■ SHORT EXERCISE:
Check each line of the records below for the word "screenshot" and copy those where it appears.

>> BEGIN DATA FOR THE TASK

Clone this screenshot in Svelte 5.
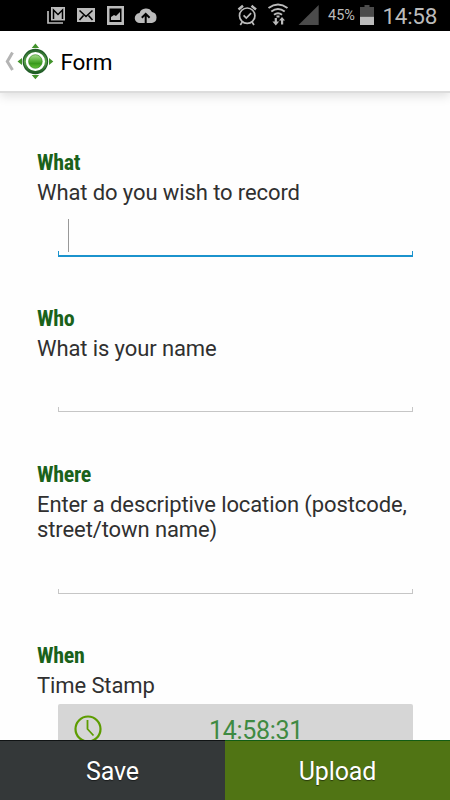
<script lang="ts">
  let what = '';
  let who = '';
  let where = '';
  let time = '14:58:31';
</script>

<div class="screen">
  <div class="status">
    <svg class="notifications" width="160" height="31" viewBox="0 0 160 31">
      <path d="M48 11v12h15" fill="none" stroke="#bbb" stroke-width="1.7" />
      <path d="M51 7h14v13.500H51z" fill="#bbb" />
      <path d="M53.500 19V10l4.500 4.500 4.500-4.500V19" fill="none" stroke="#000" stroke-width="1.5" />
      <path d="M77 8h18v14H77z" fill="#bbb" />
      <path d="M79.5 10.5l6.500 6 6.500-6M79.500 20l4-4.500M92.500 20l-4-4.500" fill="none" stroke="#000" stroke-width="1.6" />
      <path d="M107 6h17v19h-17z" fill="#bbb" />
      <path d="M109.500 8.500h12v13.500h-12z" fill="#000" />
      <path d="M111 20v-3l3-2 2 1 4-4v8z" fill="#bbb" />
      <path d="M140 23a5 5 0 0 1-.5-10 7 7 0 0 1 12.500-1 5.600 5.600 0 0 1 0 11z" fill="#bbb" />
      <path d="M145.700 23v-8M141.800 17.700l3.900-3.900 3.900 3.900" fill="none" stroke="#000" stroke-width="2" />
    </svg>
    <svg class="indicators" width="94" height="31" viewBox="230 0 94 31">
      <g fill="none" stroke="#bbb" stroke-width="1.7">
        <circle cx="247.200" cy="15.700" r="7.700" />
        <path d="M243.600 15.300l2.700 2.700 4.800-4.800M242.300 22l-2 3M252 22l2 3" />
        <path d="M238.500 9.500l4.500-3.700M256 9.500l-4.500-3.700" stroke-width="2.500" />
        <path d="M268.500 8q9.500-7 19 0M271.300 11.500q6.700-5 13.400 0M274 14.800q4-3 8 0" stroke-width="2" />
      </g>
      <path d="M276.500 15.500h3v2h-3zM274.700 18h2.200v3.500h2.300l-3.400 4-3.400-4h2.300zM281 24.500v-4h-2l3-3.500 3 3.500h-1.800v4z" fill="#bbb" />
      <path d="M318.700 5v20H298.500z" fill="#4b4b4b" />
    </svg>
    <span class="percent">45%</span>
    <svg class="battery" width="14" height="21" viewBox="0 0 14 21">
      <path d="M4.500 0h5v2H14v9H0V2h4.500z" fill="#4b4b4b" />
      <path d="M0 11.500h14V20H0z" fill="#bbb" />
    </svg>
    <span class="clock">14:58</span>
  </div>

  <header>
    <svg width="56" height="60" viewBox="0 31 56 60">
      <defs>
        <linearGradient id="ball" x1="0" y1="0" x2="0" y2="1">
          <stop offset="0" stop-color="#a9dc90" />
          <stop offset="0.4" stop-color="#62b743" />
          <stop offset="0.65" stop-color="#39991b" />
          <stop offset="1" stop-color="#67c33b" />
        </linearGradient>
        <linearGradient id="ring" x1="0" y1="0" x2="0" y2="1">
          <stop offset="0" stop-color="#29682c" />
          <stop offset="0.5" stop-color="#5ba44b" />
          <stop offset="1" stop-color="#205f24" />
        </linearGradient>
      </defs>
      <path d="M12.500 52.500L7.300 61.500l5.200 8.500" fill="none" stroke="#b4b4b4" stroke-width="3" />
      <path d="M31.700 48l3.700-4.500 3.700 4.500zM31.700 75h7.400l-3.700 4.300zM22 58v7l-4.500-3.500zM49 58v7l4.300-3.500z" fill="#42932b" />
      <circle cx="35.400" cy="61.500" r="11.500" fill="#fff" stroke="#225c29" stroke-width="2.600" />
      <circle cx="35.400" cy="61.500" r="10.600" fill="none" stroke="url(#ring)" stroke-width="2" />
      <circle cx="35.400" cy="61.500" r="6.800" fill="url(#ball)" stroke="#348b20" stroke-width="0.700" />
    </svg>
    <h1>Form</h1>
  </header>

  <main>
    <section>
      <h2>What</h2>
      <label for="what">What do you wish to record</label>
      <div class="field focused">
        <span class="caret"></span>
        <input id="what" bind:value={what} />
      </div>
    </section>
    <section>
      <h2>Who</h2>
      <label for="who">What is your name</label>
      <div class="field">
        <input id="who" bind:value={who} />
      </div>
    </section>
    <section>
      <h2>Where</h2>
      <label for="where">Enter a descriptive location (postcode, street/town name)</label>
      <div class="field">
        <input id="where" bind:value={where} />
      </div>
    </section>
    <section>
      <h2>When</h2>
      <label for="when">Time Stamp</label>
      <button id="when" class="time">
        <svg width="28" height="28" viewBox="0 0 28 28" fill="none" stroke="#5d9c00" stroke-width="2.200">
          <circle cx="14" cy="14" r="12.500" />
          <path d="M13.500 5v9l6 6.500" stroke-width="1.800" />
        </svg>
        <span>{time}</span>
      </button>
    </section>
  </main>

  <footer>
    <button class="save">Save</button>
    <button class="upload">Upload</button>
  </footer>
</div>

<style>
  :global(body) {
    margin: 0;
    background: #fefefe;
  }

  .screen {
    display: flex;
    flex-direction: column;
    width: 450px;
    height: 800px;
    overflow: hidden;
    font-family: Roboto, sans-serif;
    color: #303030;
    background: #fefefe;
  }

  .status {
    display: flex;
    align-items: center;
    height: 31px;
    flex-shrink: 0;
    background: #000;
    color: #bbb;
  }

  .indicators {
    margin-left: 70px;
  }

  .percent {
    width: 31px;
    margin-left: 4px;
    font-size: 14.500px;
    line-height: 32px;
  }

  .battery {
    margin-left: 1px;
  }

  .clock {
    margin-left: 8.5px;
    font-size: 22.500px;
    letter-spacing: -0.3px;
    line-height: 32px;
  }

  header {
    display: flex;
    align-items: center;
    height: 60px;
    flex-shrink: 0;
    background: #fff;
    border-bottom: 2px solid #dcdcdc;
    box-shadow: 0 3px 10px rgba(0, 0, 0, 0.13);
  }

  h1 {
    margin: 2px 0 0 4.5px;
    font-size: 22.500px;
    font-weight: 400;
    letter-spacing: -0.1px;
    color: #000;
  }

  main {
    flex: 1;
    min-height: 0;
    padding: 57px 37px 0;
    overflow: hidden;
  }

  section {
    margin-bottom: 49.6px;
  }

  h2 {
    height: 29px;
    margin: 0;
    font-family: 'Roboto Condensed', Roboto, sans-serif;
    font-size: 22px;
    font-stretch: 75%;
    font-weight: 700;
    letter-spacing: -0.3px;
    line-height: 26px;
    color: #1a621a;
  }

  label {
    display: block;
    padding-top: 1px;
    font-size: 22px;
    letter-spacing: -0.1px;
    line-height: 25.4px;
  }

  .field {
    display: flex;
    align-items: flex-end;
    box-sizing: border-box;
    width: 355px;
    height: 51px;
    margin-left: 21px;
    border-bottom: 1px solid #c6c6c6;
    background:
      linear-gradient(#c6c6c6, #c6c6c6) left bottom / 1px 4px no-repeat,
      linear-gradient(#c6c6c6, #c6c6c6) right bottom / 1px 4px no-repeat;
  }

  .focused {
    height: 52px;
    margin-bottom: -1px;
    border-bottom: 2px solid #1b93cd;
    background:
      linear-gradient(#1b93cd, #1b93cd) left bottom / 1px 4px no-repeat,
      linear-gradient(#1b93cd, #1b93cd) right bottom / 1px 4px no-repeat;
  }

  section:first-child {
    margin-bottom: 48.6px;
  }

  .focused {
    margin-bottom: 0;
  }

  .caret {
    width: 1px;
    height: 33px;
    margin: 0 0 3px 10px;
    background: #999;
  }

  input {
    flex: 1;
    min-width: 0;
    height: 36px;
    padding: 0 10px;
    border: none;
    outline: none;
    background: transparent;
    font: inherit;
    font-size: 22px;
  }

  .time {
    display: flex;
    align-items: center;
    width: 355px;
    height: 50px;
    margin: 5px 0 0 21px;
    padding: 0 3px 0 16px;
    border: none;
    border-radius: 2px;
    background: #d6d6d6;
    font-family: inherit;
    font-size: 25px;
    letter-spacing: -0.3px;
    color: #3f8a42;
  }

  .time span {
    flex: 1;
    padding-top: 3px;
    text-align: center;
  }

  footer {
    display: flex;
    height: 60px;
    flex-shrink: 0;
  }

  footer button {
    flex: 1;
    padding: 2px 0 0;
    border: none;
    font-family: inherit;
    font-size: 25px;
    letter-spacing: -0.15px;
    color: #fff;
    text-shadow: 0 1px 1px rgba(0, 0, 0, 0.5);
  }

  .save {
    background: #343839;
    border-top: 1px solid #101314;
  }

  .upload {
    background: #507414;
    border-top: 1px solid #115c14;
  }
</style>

>> END DATA FOR THE TASK
>> BEGIN DATA FOR THE TASK

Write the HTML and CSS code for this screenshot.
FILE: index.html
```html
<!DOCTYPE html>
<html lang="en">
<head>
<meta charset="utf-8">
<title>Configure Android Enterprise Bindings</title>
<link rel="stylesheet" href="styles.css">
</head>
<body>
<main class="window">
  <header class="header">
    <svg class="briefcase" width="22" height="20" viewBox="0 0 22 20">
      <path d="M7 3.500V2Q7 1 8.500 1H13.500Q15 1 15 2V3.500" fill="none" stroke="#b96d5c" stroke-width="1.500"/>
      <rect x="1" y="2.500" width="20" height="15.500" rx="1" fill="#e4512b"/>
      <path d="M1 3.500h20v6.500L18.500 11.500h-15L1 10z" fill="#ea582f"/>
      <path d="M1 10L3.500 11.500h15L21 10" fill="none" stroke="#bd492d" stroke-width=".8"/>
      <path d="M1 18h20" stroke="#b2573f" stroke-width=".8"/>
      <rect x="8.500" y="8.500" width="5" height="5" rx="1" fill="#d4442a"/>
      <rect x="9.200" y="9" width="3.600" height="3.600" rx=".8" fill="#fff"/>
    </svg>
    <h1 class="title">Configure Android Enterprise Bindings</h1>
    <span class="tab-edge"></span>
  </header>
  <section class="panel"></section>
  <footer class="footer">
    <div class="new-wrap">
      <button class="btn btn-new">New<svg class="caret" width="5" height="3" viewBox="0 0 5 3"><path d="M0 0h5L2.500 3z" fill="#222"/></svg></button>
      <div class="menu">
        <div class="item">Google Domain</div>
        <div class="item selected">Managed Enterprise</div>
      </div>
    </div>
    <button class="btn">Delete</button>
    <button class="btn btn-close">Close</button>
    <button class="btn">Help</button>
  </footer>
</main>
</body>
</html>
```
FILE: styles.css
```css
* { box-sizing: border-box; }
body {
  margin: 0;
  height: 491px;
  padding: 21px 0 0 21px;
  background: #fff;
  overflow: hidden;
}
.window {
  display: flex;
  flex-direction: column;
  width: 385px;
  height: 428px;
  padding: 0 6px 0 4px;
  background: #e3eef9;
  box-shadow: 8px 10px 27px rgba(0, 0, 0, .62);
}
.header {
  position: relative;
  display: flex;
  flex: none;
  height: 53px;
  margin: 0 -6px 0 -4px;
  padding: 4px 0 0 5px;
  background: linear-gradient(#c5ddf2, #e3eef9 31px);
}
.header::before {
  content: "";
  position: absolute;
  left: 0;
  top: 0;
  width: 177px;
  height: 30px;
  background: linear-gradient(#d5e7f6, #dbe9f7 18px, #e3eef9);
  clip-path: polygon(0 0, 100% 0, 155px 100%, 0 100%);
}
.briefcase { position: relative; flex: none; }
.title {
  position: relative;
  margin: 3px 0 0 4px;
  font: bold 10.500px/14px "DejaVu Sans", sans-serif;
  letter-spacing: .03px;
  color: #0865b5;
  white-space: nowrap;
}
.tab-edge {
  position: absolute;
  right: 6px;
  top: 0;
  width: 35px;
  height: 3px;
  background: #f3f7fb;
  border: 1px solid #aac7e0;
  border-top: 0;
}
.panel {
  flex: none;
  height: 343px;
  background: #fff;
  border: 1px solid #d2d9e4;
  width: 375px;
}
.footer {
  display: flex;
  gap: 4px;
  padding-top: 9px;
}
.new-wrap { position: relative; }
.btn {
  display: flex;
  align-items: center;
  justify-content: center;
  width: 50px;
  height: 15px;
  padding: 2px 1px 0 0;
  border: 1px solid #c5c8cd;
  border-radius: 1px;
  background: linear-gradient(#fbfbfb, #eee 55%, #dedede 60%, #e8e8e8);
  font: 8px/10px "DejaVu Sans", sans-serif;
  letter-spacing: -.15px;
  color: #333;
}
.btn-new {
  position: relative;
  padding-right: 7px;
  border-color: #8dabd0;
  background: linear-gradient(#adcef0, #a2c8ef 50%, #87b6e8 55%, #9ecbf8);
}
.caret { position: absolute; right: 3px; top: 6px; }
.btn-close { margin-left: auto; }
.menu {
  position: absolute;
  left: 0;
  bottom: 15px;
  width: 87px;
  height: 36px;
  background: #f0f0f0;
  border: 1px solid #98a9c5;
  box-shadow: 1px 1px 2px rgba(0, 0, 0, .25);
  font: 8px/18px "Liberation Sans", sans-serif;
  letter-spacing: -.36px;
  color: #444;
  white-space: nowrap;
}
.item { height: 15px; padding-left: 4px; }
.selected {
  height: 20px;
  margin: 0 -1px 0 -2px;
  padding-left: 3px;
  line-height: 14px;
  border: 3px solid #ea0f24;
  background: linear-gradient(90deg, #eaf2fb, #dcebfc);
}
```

>> END DATA FOR THE TASK

■ SOLUTION:
Clone this screenshot in Svelte 5.
Write the HTML and CSS code for this screenshot.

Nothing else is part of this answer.